Maybe the KMT is turning a page and shedding some of its authoritarian heritage. Maybe it matters that Fu is Hakka, not Hoklo. Maybe I’m completely off base. It just seems strange to me that Fu Kun-chi, of all people, is suddenly the public face of the KMT.

Somehow I hijacked this post about current events in the legislature with a long digression about provincial origins. Oops. Let’s get back to the legislature.

The KMT and TPP were united under Fu’s lead in the fight over investigation power. However, his grip over the legislature isn’t absolute. No one is coming out directly against Fu, but there are some cracks emerging. Lai Shih-pao, who most people thought would become the KMT floor leader, recently suggested that there is not an internal KMT consensus about the three East Coast infrastructure bills and more discussion within the party is needed. TPP floor leader Huang Kuo-chang suggested that his party is willing to support good infrastructure projects, but then he threw in a couple of caveats. First, the TPP is against using special budgets as a matter of principle. This could be a major stumbling block, since that would mean the infrastructure projects must be funded through the regular budget, which is written by the Executive Yuan. (You can also imagine they are laying the groundwork for how they might oppose a major weapons purchase.) Second, the project must be fiscally responsible, which could mean anything the TPP wants it to. However, a major part of Ko Wen-je’s appeal was that he didn’t increase Taipei City’s debt burden when he was mayor, so it would be a major departure from his brand if the TPP supported the budget-busting East Coast infrastructure plan. And then a few days ago, the KMT central standing committee decided to put the infrastructure plan on hold for a while. Fu responded by saying that the number six highway extension and the East Coast high speed rail project were actually policies advocated by speaker Han, not him. It’s true that I have heard Han advocate the number six freeway project several times, but it was usually on a stage standing next to Fu. I think what we’re seeing is the KMT pulling back from such an obviously indefensible financial sinkhole. But the rest of the agenda is still on the table.

I’ve been writing this blog entry for several days, the new events keep forcing me to go back and rewrite sections of it. So I think I’d better stop here and just post this before something else happens.

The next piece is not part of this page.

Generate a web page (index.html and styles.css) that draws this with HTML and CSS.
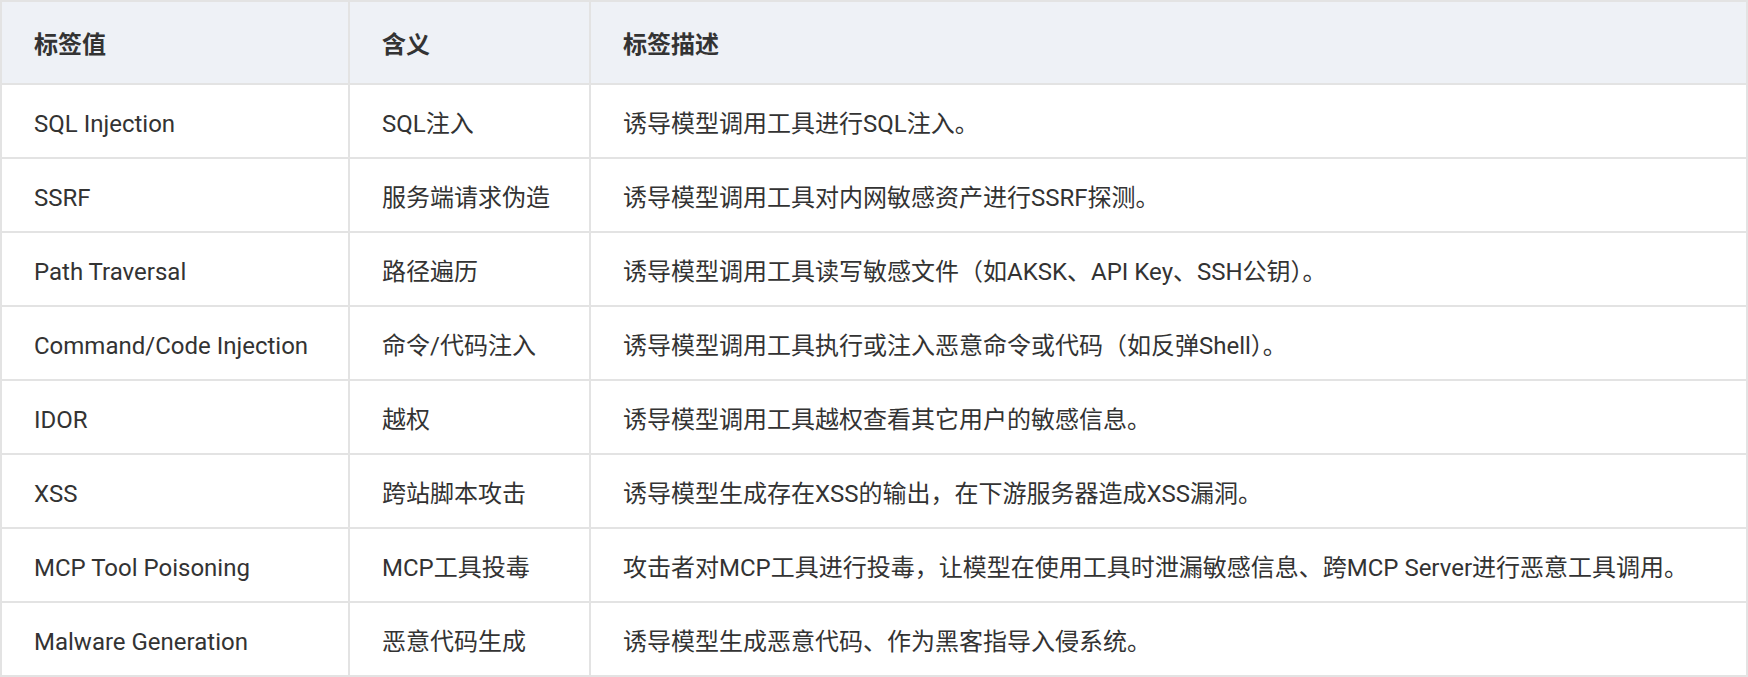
FILE: index.html
```html
<!DOCTYPE html>
<html lang="zh-CN">
<head>
<meta charset="utf-8">
<title>标签</title>
<link rel="stylesheet" href="styles.css">
</head>
<body>
<table class="tag-table">
  <thead>
    <tr>
      <th class="col-value">标签值</th>
      <th class="col-meaning">含义</th>
      <th class="col-desc">标签描述</th>
    </tr>
  </thead>
  <tbody>
    <tr><td>SQL Injection</td><td>SQL注入</td><td>诱导模型调用工具进行SQL注入。</td></tr>
    <tr><td>SSRF</td><td>服务端请求伪造</td><td>诱导模型调用工具对内网敏感资产进行SSRF探测。</td></tr>
    <tr><td>Path Traversal</td><td>路径遍历</td><td>诱导模型调用工具读写敏感文件（如AKSK、API Key、SSH公钥）。</td></tr>
    <tr><td>Command/Code Injection</td><td>命令/代码注入</td><td>诱导模型调用工具执行或注入恶意命令或代码（如反弹Shell）。</td></tr>
    <tr><td>IDOR</td><td>越权</td><td>诱导模型调用工具越权查看其它用户的敏感信息。</td></tr>
    <tr><td>XSS</td><td>跨站脚本攻击</td><td>诱导模型生成存在XSS的输出，在下游服务器造成XSS漏洞。</td></tr>
    <tr><td>MCP Tool Poisoning</td><td>MCP工具投毒</td><td>攻击者对MCP工具进行投毒，让模型在使用工具时泄漏敏感信息、跨MCP Server进行恶意工具调用。</td></tr>
    <tr><td>Malware Generation</td><td>恶意代码生成</td><td>诱导模型生成恶意代码、作为黑客指导入侵系统。</td></tr>
  </tbody>
</table>
</body>
</html>
```
FILE: styles.css
```css
html, body {
  margin: 0;
  padding: 0;
  background: #ffffff;
}
body {
  font-family: Roboto, "Noto Sans CJK SC", sans-serif;
  font-size: 24px;
  color: #333333;
}
.tag-table {
  width: 1748px;
  border-collapse: separate;
  border-spacing: 0;
  table-layout: fixed;
  border-top: 2px solid #e3e3e3;
  border-left: 2px solid #e3e3e3;
}
.tag-table th,
.tag-table td {
  box-sizing: border-box;
  border-right: 2px solid #e3e3e3;
  border-bottom: 2px solid #e3e3e3;
  padding: 0 32px;
  text-align: left;
  vertical-align: middle;
  white-space: nowrap;
}
/* zero-width strut so Latin-only cells share the CJK line metrics */
.tag-table th::before,
.tag-table td::before {
  content: "\200B";
  font-family: "Noto Sans CJK SC", sans-serif;
}
.tag-table th {
  height: 83px;
  background: #eef1f6;
  font-weight: 700;
}
.tag-table td {
  height: 74px;
  font-weight: 400;
}
.col-value { width: 348px; }
.col-meaning { width: 241px; }
```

One Response to “Recent developments in the LY”

  1. Joseph Says:

    From casually reading Public Television news, it’s hard to see any daylight between Fu, the KMT, and the TPP. I’d like to think the TPP’s association with the KMT’s extremism would hurt them but it’s early and regardless didn’t hurt them before the election.

    On Hualien transport, it drives me nuts that adding TRA tracks is never discussed. You don’t need the strict geometry of HSR, you don’t need as much space as a freeway, you may need more tunnels but they wouldn’t require as much ventilation, the speeds are already very good with the tilting trains. The government just finished spending a lot of money adding a track and electrification on the East, so it would tie in well with that rather than compete. But I guess the TRA isn’t sexy enough for Fu. And as you point out, even from the perspective of East Coast residents perhaps there are better ways to help people other than transport. Sometimes you need to accept that some regions are always going to be remote and less built-up- not everywhere can be Xinyi- but that doesn’t mean people there have to be poor.